Midway through this delightful bowl, small glasses of lemon sorbet and mango were put next to us, so that we hardly know where to start.

image

It was dessert heaven.

After this onslaught of foodie indulgence, we paid and emerged into the sunlight, three hours later and thirty stone heavier. As we wandered along, carefree and a little cold, I saw it….

image

A TRUFFLE SHOP! A shop. Full of truffles. The most truffley things I’ve ever seen in one place. It blew my mind. Danda took a seat and left me to it in the end. They had truffle pesto, truffle pasta sauces, truffle aperitif, truffle flavoured chocolate drinks and (this one floored me), truffle popcorn!
image

I purchased some truffle honey and a truffle pasta sauce and of course a bag, to carry things in and pretend it’s a bag of truffles.

By this time it was late afternoon and we had wanted to catch Notre Dame in the fading light so we walked back the way we had come and found our way to the cathedral.

image

It’s so massive that it’s almost impossible to get the whole place into one picture. We wandered in and took a seat. Suddenly the excitement of the day gave way to a moment of tiredness and we had a sneaky little nap under the colourful mosaic windows and beautiful chandeliers.

After realising we must have looked like homeless people, we pottered off to make our way to the station for our train home. We still had two hours so we dawdled along the river and stopped off if we wanted to.

We came unexpectedly across the Pompadou Centre and went inside to look at the bookshop. There was a coffee shop so we sat for coffee and I bought some little cakes.

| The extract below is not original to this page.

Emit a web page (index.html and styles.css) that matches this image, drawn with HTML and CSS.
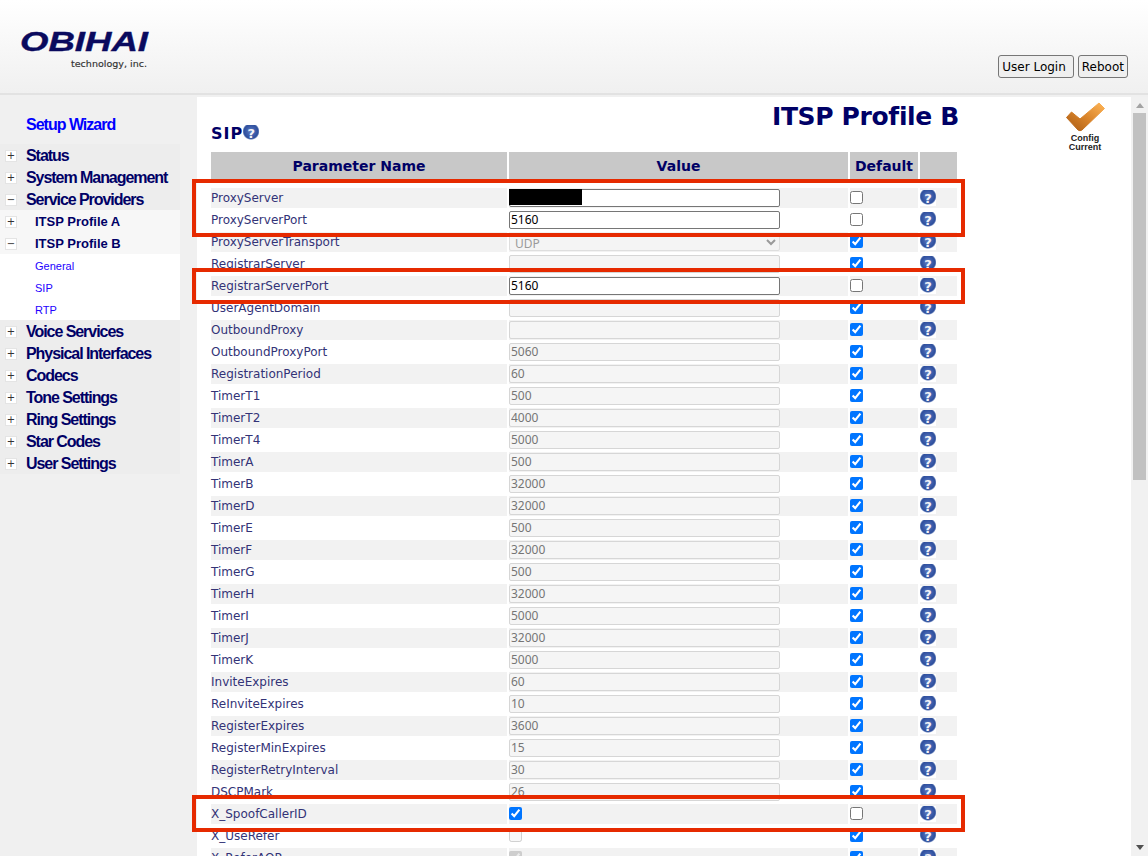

They weren’t quite the beautiful petits fours and delicate macaroons I had been envisioning for the afternoon coffee stop but the centre itself was lovely so we sacrificed taste for ambience.

With an hour until our train, we kept going and reached the station twenty minutes early.

We then had a second dose of wierdness when we boarded the train in Paris, got off it in London and went back home to have a cup of tea on the sofa and watch an episode of Family Guy.